==== Exercise inputs

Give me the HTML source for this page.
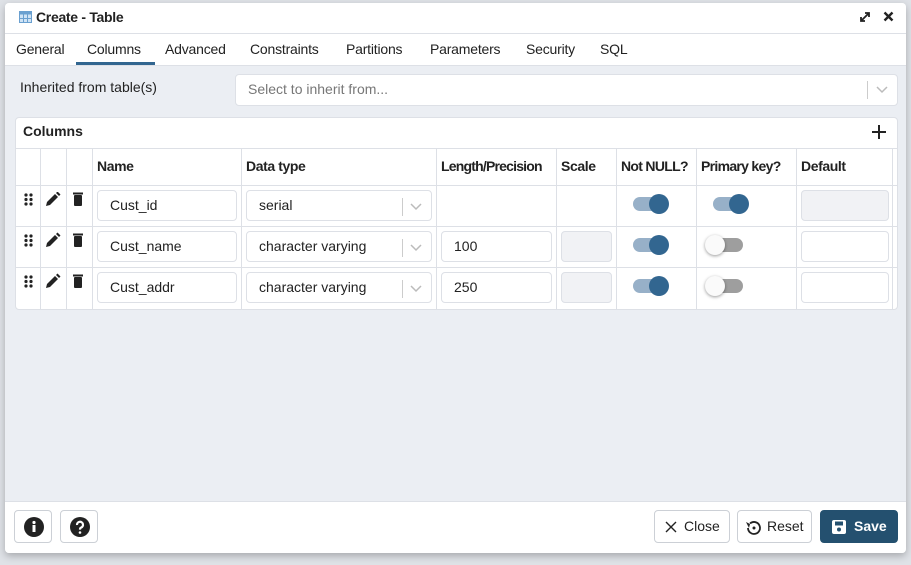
<!DOCTYPE html>
<html><head><style>
*{box-sizing:border-box;margin:0;padding:0}
body{width:911px;height:565px;background:#dfe2e7;font-family:"Liberation Sans",sans-serif;font-size:14px;color:#222;position:relative;overflow:hidden}
.a{position:absolute}
.dlg{left:5px;top:3px;width:901px;height:550px;background:#ebeef3;border-radius:4px;box-shadow:0 3px 8px rgba(0,0,0,.25);overflow:hidden}
.inp{position:absolute;background:#fff;border:1px solid #dde0e6;border-radius:4px;font-size:14px;padding-left:12px;line-height:29px;color:#222}
.dis{background:#f1f2f5}
.vl{position:absolute;top:0;width:1px;background:#dde0e6}
.hl{position:absolute;left:0;height:1px;background:#dde0e6}
.th{position:absolute;top:158px;font-weight:bold;font-size:14px;letter-spacing:-0.4px}
.tg{position:absolute;width:36px;height:16px}
.tg .tr{position:absolute;left:0;top:3px;width:34px;height:14px;border-radius:7px}
.tg .kn{position:absolute;top:0;width:20px;height:20px;border-radius:50%}
.on .tr{background:#97b0c8}.on .kn{left:16px;background:#326690}
.off .tr{background:#9e9e9e;left:4px}.off .kn{left:0;background:#fafafa;box-shadow:0 1px 3px rgba(0,0,0,.4)}
.btn{position:absolute;top:510px;height:33px;border:1px solid #ccd0d6;border-radius:4px;background:#fff;font-size:14px;line-height:31px}
</style></head><body>
<div class="a dlg"></div>
<div class="a" style="left:5px;top:3px;width:901px;height:62px;background:#fff;border-radius:4px 4px 0 0"></div>
<div class="a" style="left:5px;top:33px;width:901px;height:1px;background:#dde0e6"></div>
<div class="a" style="left:5px;top:65px;width:901px;height:1px;background:#dde0e6"></div>
<svg class="a" style="left:19px;top:11px" width="13" height="12"><rect x="0.5" y="0.5" width="12" height="11" fill="#cfe3f5" stroke="#6aa0d0"/><rect x="0.5" y="0.5" width="12" height="3" fill="#6aa0d0"/><line x1="4.5" y1="0" x2="4.5" y2="12" stroke="#6aa0d0"/><line x1="8.5" y1="0" x2="8.5" y2="12" stroke="#6aa0d0"/><line x1="0" y1="7.5" x2="13" y2="7.5" stroke="#6aa0d0"/></svg>
<div class="a" style="left:36px;top:9px;font-weight:bold;font-size:14px;letter-spacing:-0.3px">Create - Table</div>
<svg class="a" style="left:859px;top:11px" width="12" height="12"><path d="M2 10L10 2M6 2h4v4M2 6v4h4" stroke="#222" stroke-width="1.8" fill="none"/></svg>
<svg class="a" style="left:883px;top:11px" width="11" height="11"><path d="M1.5 1.5L9.5 9.5M9.5 1.5L1.5 9.5" stroke="#222" stroke-width="2.4"/></svg>
<div class="a" style="top:41px;left:16px;font-size:14px;letter-spacing:-0.2px">
<span class="a" style="left:0">General</span><span class="a" style="left:71px">Columns</span><span class="a" style="left:149px">Advanced</span><span class="a" style="left:234px">Constraints</span><span class="a" style="left:330px">Partitions</span><span class="a" style="left:414px">Parameters</span><span class="a" style="left:510px">Security</span><span class="a" style="left:584px">SQL</span></div>
<div class="a" style="left:76px;top:62px;width:79px;height:3px;background:#326690"></div>
<div class="a" style="left:20px;top:79px">Inherited from table(s)</div>
<div class="inp" style="left:235px;top:74px;width:663px;height:32px;color:#777">Select to inherit from...</div>
<div class="a" style="left:867px;top:81px;width:1px;height:18px;background:#ccc"></div>
<svg class="a" style="left:876px;top:86px" width="12" height="8"><path d="M1 1l5 5 5-5" stroke="#bbb" stroke-width="1.5" fill="none"/></svg>
<div class="a" style="left:15px;top:117px;width:883px;height:193px;background:#fff;border:1px solid #dde0e6;border-radius:4px;overflow:hidden">
 <div class="hl" style="top:30px;width:883px"></div>
 <div class="hl" style="top:67px;width:883px"></div>
 <div class="hl" style="top:108px;width:883px"></div>
 <div class="hl" style="top:149px;width:883px"></div>
 <div class="vl" style="left:24px;top:30px;height:163px"></div>
 <div class="vl" style="left:50px;top:30px;height:163px"></div>
 <div class="vl" style="left:76px;top:30px;height:163px"></div>
 <div class="vl" style="left:225px;top:30px;height:163px"></div>
 <div class="vl" style="left:420px;top:30px;height:163px"></div>
 <div class="vl" style="left:540px;top:30px;height:163px"></div>
 <div class="vl" style="left:600px;top:30px;height:163px"></div>
 <div class="vl" style="left:680px;top:30px;height:163px"></div>
 <div class="vl" style="left:780px;top:30px;height:163px"></div>
 <div class="vl" style="left:876px;top:30px;height:163px"></div>
</div>
<div class="a" style="left:23px;top:123px;font-weight:bold">Columns</div>
<svg class="a" style="left:872px;top:125px" width="14" height="14"><path d="M7 0v14M0 7h14" stroke="#222" stroke-width="2"/></svg>
<div class="th" style="left:97px">Name</div>
<div class="th" style="left:246px">Data type</div>
<div class="th" style="left:441px;letter-spacing:-0.8px">Length/Precision</div>
<div class="th" style="left:561px">Scale</div>
<div class="th" style="left:621px;letter-spacing:-0.7px">Not NULL?</div>
<div class="th" style="left:701px;letter-spacing:-0.7px">Primary key?</div>
<div class="th" style="left:801px">Default</div>
<svg class="a" style="left:20px;top:192px" width="70" height="100">
 <g fill="#222">
  <g id="r"><circle cx="6" cy="3" r="1.6"/><circle cx="11" cy="3" r="1.6"/><circle cx="6" cy="7.5" r="1.6"/><circle cx="11" cy="7.5" r="1.6"/><circle cx="6" cy="12" r="1.6"/><circle cx="11" cy="12" r="1.6"/>
  <path d="M26 14l1-4 8-8 3 3-8 8z"/><path d="M36 1l1.5-1.5 3 3L39 4z"/>
  <rect x="53" y="0.5" width="10" height="2" /><rect x="54" y="3" width="8" height="11" rx="1"/></g>
  <use href="#r" y="41"/><use href="#r" y="82"/>
 </g>
</svg>
<div class="inp" style="left:97px;top:190px;width:140px;height:31px">Cust_id</div>
<div class="inp" style="left:246px;top:190px;width:186px;height:31px">serial</div>
<div class="inp dis" style="left:801px;top:190px;width:88px;height:31px"></div>
<div class="inp" style="left:97px;top:231px;width:140px;height:31px">Cust_name</div>
<div class="inp" style="left:246px;top:231px;width:186px;height:31px">character varying</div>
<div class="inp" style="left:441px;top:231px;width:111px;height:31px">100</div>
<div class="inp dis" style="left:561px;top:231px;width:51px;height:31px"></div>
<div class="inp" style="left:801px;top:231px;width:88px;height:31px"></div>
<div class="inp" style="left:97px;top:272px;width:140px;height:31px">Cust_addr</div>
<div class="inp" style="left:246px;top:272px;width:186px;height:31px">character varying</div>
<div class="inp" style="left:441px;top:272px;width:111px;height:31px">250</div>
<div class="inp dis" style="left:561px;top:272px;width:51px;height:31px"></div>
<div class="inp" style="left:801px;top:272px;width:88px;height:31px"></div>
<svg class="a" style="left:400px;top:194px" width="28" height="110"><g stroke="#ccc"><line x1="2.5" y1="4" x2="2.5" y2="22"/><line x1="2.5" y1="45" x2="2.5" y2="63"/><line x1="2.5" y1="86" x2="2.5" y2="104"/></g><g stroke="#bbb" stroke-width="1.5" fill="none"><path d="M11 10l5 5 5-5"/><path d="M11 51l5 5 5-5"/><path d="M11 92l5 5 5-5"/></g></svg>
<div class="tg on" style="left:633px;top:194px"><div class="tr"></div><div class="kn"></div></div>
<div class="tg on" style="left:713px;top:194px"><div class="tr"></div><div class="kn"></div></div>
<div class="tg on" style="left:633px;top:235px"><div class="tr"></div><div class="kn"></div></div>
<div class="tg off" style="left:705px;top:235px"><div class="tr"></div><div class="kn"></div></div>
<div class="tg on" style="left:633px;top:276px"><div class="tr"></div><div class="kn"></div></div>
<div class="tg off" style="left:705px;top:276px"><div class="tr"></div><div class="kn"></div></div>
<div class="a" style="left:5px;top:501px;width:901px;height:52px;background:#fff;border-top:1px solid #dde0e6;border-radius:0 0 4px 4px"></div>
<div class="btn" style="left:14px;width:38px"><svg style="position:absolute;left:9px;top:6px" width="20" height="20"><circle cx="10" cy="10" r="10" fill="#222"/><rect x="8.5" y="8" width="3" height="7" fill="#fff"/><circle cx="10" cy="5.5" r="1.6" fill="#fff"/></svg></div>
<div class="btn" style="left:60px;width:38px"><svg style="position:absolute;left:9px;top:6px" width="20" height="20"><circle cx="10" cy="10" r="10" fill="#222"/><path d="M7 8a3 3 0 1 1 4 2.6c-1 .5-1 1-1 2" stroke="#fff" stroke-width="2.2" fill="none"/><circle cx="10" cy="15.5" r="1.3" fill="#fff"/></svg></div>
<div class="btn" style="left:654px;width:76px;padding-left:29px">Close<svg style="position:absolute;left:10px;top:10px" width="12" height="12"><path d="M1 1l10 10M11 1L1 11" stroke="#222" stroke-width="1.4"/></svg></div>
<div class="btn" style="left:737px;width:75px;padding-left:29px">Reset<svg style="position:absolute;left:6px;top:8px" width="18" height="18"><path d="M4 9a6 6 0 1 0 2-4.5" stroke="#222" stroke-width="1.8" fill="none"/><path d="M2 3l4 2-1 4z" fill="#222"/><circle cx="10" cy="9" r="1.5" fill="#222"/></svg></div>
<div class="btn" style="left:820px;width:78px;background:#24506f;border-color:#24506f;color:#fff;font-weight:bold;padding-left:33px">Save<svg style="position:absolute;left:11px;top:9px" width="14" height="14"><rect x="0" y="0" width="14" height="14" rx="2" fill="#fff"/><rect x="3" y="1.5" width="8" height="4" fill="#24506f"/><circle cx="7" cy="9.5" r="2" fill="#24506f"/></svg></div>
</body></html>
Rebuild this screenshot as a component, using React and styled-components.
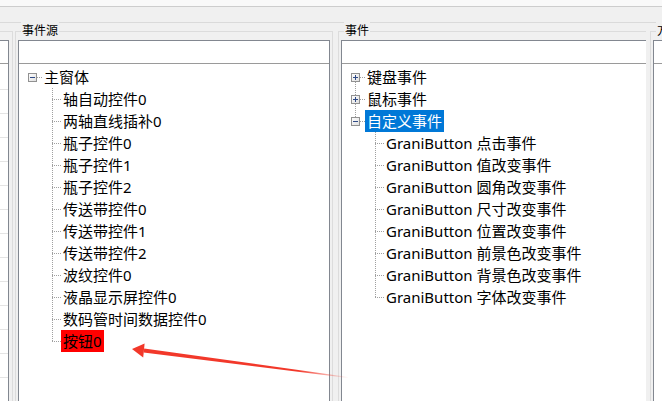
import React from "react";
import styled, { createGlobalStyle } from "styled-components";

const GlobalStyle = createGlobalStyle`
  body {
    margin: 0;
    background: #f0f0f0;
    font-family: "Noto Sans", "Noto Sans CJK SC", sans-serif;
  }
`;

const sources = [
  "轴自动控件0",
  "两轴直线插补0",
  "瓶子控件0",
  "瓶子控件1",
  "瓶子控件2",
  "传送带控件0",
  "传送带控件1",
  "传送带控件2",
  "波纹控件0",
  "液晶显示屏控件0",
  "数码管时间数据控件0",
];

const customEvents = [
  "点击事件",
  "值改变事件",
  "圆角改变事件",
  "尺寸改变事件",
  "位置改变事件",
  "前景色改变事件",
  "背景色改变事件",
  "字体改变事件",
];

const Expander = ({ open }) => (
  <ExpanderIcon width="9" height="9" viewBox="0 0 9 9">
    <defs>
      <linearGradient id="exp" x1="0" y1="0" x2="1" y2="1">
        <stop offset="0" stopColor="#ffffff" />
        <stop offset="1" stopColor="#dedede" />
      </linearGradient>
    </defs>
    <rect x="0.5" y="0.5" width="8" height="8" fill="url(#exp)" stroke="#919191" />
    <path d="M2 4.5h5" stroke="#2f4a86" />
    {!open && <path d="M4.5 2v5" stroke="#2f4a86" />}
  </ExpanderIcon>
);

const App = () => {
  return (
    <Page>
      <GlobalStyle />
      <TopStrip />
      <Panel>
        {/* left column, mostly scrolled off */}
        <Group $w={13} $noLeft $pr={3}>
          <Box $noLeft>
            <BoxHeader />
            <GridBody>
              {Array.from({ length: 14 }).map((_, i) => (
                <GridRow key={i} />
              ))}
            </GridBody>
          </Box>
        </Group>

        <Group $w={318} $ml={2}>
          <Legend>事件源</Legend>
          <Box>
            <BoxHeader />
            <Tree>
              <Row $pl={9}>
                <Expander open />
                <Stub $w={5} />
                <Label>主窗体</Label>
              </Row>
              <Children>
                {sources.map((s) => (
                  <Row key={s} $pl={33}>
                    <Stub $w={9} />
                    <Label>{s}</Label>
                  </Row>
                ))}
                <Row $pl={33}>
                  <Stub $w={9} />
                  <Label $sel="red">按钮0</Label>
                </Row>
              </Children>
            </Tree>
          </Box>
        </Group>

        <Group $w={308} $ml={5} $noRight $pr={0}>
          <Legend>事件</Legend>
          <Box $noRight>
            <BoxHeader />
            <Tree>
              <Row $pl={9} $link>
                <Expander />
                <Stub $w={5} />
                <Label>键盘事件</Label>
              </Row>
              <Row $pl={9} $link>
                <Expander />
                <Stub $w={5} />
                <Label>鼠标事件</Label>
              </Row>
              <Row $pl={9}>
                <Expander open />
                <Stub $w={5} />
                <Label $sel="blue">自定义事件</Label>
              </Row>
              <Children>
                {customEvents.map((e) => (
                  <Row key={e} $pl={33}>
                    <Stub $w={9} />
                    <Label>GraniButton {e}</Label>
                  </Row>
                ))}
              </Children>
            </Tree>
          </Box>
        </Group>

        <Group $w={120} $ml={4} $noRight $pr={0}>
          <Legend>方法</Legend>
          <Box $noRight>
            <BoxHeader />
          </Box>
        </Group>
      </Panel>

      <Arrow width="662" height="401" viewBox="0 0 662 401">
        <defs>
          <linearGradient
            id="shaft"
            gradientUnits="userSpaceOnUse"
            x1="144"
            y1="350"
            x2="349"
            y2="377"
          >
            <stop offset="0" stopColor="#f2382a" stopOpacity="1" />
            <stop offset="0.75" stopColor="#f2382a" stopOpacity="1" />
            <stop offset="1" stopColor="#f2382a" stopOpacity="0" />
          </linearGradient>
        </defs>
        <polygon
          points="144.2,348.5 348.1,376.9 347.9,378.1 143.6,352.5"
          fill="url(#shaft)"
        />
        <polygon points="132,349 144.6,343.4 143.2,357.6" fill="#f2382a" />
      </Arrow>
    </Page>
  );
};

export default App;

const Page = styled.div`
  position: relative;
  width: 662px;
  height: 401px;
  overflow: hidden;
  background: #f0f0f0;
`;

const TopStrip = styled.div`
  height: 6px;
  background: #f9f9f9;
  border-bottom: 1px solid #cdcdcd;
`;

const Panel = styled.div`
  display: flex;
  margin-top: 15px;
  padding-top: 8px;
  border-top: 1px solid #dadada;
  height: 380px;
`;

const Group = styled.div`
  position: relative;
  flex: none;
  box-sizing: border-box;
  width: ${(p) => p.$w}px;
  margin-left: ${(p) => p.$ml || 0}px;
  padding: 8px ${(p) => (p.$pr !== undefined ? p.$pr : 2)}px 0
    ${(p) => (p.$noLeft ? 0 : 2)}px;
  border-top: 1px solid #dcdcdc;
  border-left: ${(p) => (p.$noLeft ? "none" : "1px solid #dcdcdc")};
  border-right: ${(p) => (p.$noRight ? "none" : "1px solid #dcdcdc")};
`;

const Legend = styled.div`
  position: absolute;
  top: -10px;
  left: 5px;
  padding: 0 1px;
  background: #f0f0f0;
  font-family: "Noto Sans CJK SC", sans-serif;
  font-size: 12px;
  line-height: 15px;
  color: #000;
  white-space: nowrap;
`;

const Box = styled.div`
  box-sizing: border-box;
  height: 380px;
  background: #fff;
  border-top: 1px solid #828790;
  border-left: ${(p) => (p.$noLeft ? "none" : "1px solid #828790")};
  border-right: ${(p) => (p.$noRight ? "none" : "1px solid #828790")};
`;

const BoxHeader = styled.div`
  height: 22px;
  border-bottom: 1px solid #9a9a9a;
`;

const GridBody = styled.div`
  padding-top: 2px;
`;

const GridRow = styled.div`
  height: 23px;
  border-bottom: 1px solid #e4e4e4;
`;

const Tree = styled.div`
  padding-top: 2px;
  font-family: "Noto Sans", "Noto Sans CJK SC", sans-serif;
  font-size: 15px;
  color: #000;
`;

const Row = styled.div`
  position: relative;
  display: flex;
  align-items: center;
  height: 22px;
  padding-left: ${(p) => p.$pl}px;

  &::after {
    content: "";
    display: ${(p) => (p.$link ? "block" : "none")};
    position: absolute;
    left: 13px;
    top: 11px;
    height: 22px;
    border-left: 1px dotted #a0a0a0;
  }
`;

const ExpanderIcon = styled.svg`
  position: relative;
  z-index: 1;
  flex: none;
  display: block;
`;

const Stub = styled.span`
  flex: none;
  width: ${(p) => p.$w}px;
  height: 0;
  border-top: 1px dotted #a0a0a0;
`;

const Children = styled.div`
  position: relative;

  &::before {
    content: "";
    position: absolute;
    left: 33px;
    top: 0;
    bottom: 11px;
    border-left: 1px dotted #a0a0a0;
  }
`;

const Label = styled.span`
  height: 22px;
  line-height: 22px;
  padding: 0 2px;
  white-space: nowrap;
  background: ${(p) =>
    p.$sel === "blue" ? "#0078d7" : p.$sel === "red" ? "#ff0000" : "transparent"};
  color: ${(p) => (p.$sel === "blue" ? "#fff" : "#000")};
`;

const Arrow = styled.svg`
  position: absolute;
  left: 0;
  top: 0;
  pointer-events: none;
`;
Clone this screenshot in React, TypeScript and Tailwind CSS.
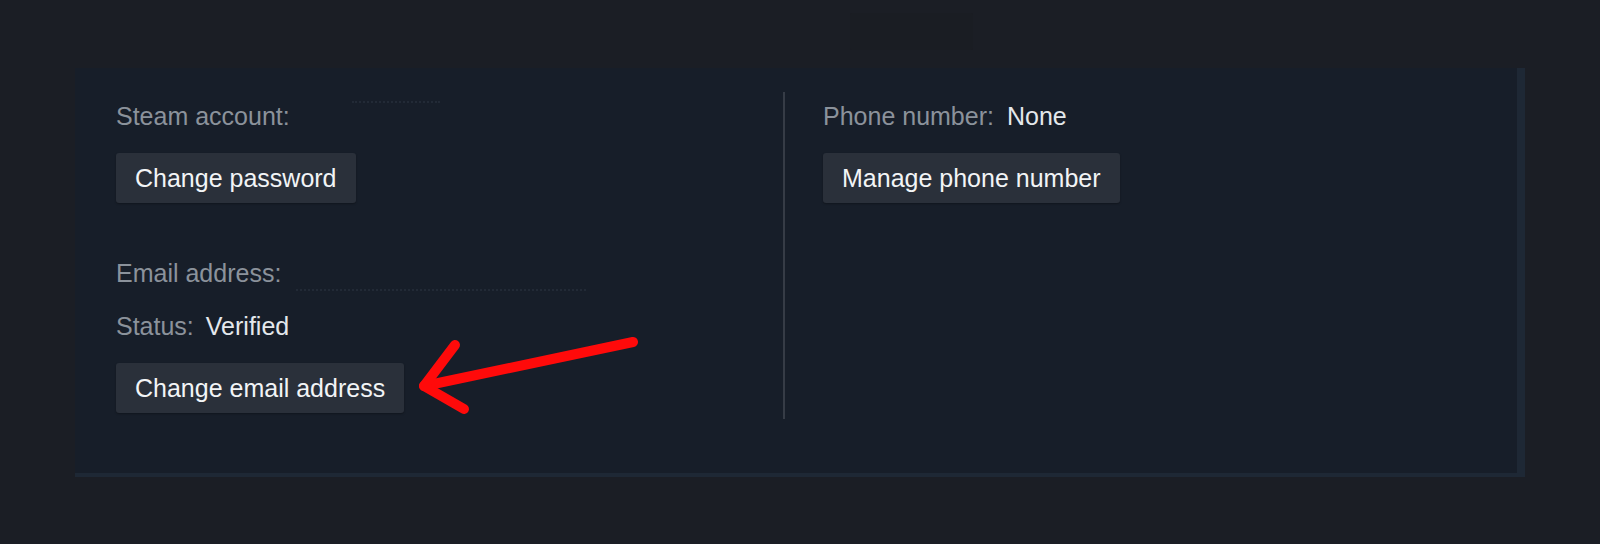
import React from "react";

const font = { fontFamily: '"Liberation Sans", Arial, sans-serif' };

function Btn({ children }: { children: React.ReactNode }) {
  return (
    <button className="h-[50px] px-[19px] bg-[#2a303a] rounded-[3px] text-[25px] leading-[30px] text-[#f2f4f6] shadow-[0_1px_2px_rgba(0,0,0,0.3)]">
      {children}
    </button>
  );
}

export default function App() {
  return (
    <div className="relative w-[1600px] h-[544px] bg-[#1b1e25] overflow-hidden" style={font}>
      {/* blurred page title */}
      <div className="pt-[13px]">
        <div className="ml-[850px] w-[123px] h-[37px] bg-[#1a1d23] rounded-[2px]" />
      </div>

      <div className="mt-[18px] ml-[75px] w-[1450px] bg-[#171e29] border-r-8 border-b-4 border-[#1e2835] pt-[24px] pb-[54px]">
        <div className="flex">
          {/* left column */}
          <div className="w-[708px] pl-[41px] pt-[9px] pb-[6px] flex flex-col items-start">
            <div className="relative text-[25px] leading-[30px] text-[#8b929b]">
              Steam account:
              <span className="absolute left-[236px] top-0 w-[88px] border-t-2 border-dotted border-[#222a36]" />
            </div>
            <div className="mt-[22px]">
              <Btn>Change password</Btn>
            </div>

            <div className="relative mt-[55px] text-[25px] leading-[30px] text-[#8b929b]">
              Email address:
              <span className="absolute left-[180px] top-[31px] w-[290px] border-t-2 border-dotted border-[#222a36]" />
            </div>
            <div className="mt-[23px] text-[25px] leading-[30px] text-[#8b929b]">
              Status:<span className="ml-[12px] text-[#e4e8ec]">Verified</span>
            </div>
            <div className="mt-[22px]">
              <Btn>Change email address</Btn>
            </div>
          </div>

          {/* right column */}
          <div className="flex-1 border-l-2 border-[#363c46] pl-[38px] pt-[9px] flex flex-col items-start">
            <div className="text-[25px] leading-[30px] text-[#8b929b]">
              Phone number:<span className="ml-[13px] text-[#e4e8ec]">None</span>
            </div>
            <div className="mt-[22px]">
              <Btn>Manage phone number</Btn>
            </div>
          </div>
        </div>
      </div>

      {/* annotation arrow */}
      <svg className="absolute left-0 top-0 pointer-events-none" width="1600" height="544">
        <g stroke="#ff0a0a" strokeWidth="10" strokeLinecap="round" strokeLinejoin="round" fill="none">
          <line x1="633" y1="342" x2="424" y2="386" />
          <polyline points="455,345 424,386 464,409" />
        </g>
      </svg>
    </div>
  );
}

========

Task brief: Show all lines in the entries above where the word "screenshot" appears.

The reply:
Rebuild this screenshot as a component, using React and styled-components.
Clone this screenshot in React, TypeScript and Tailwind CSS.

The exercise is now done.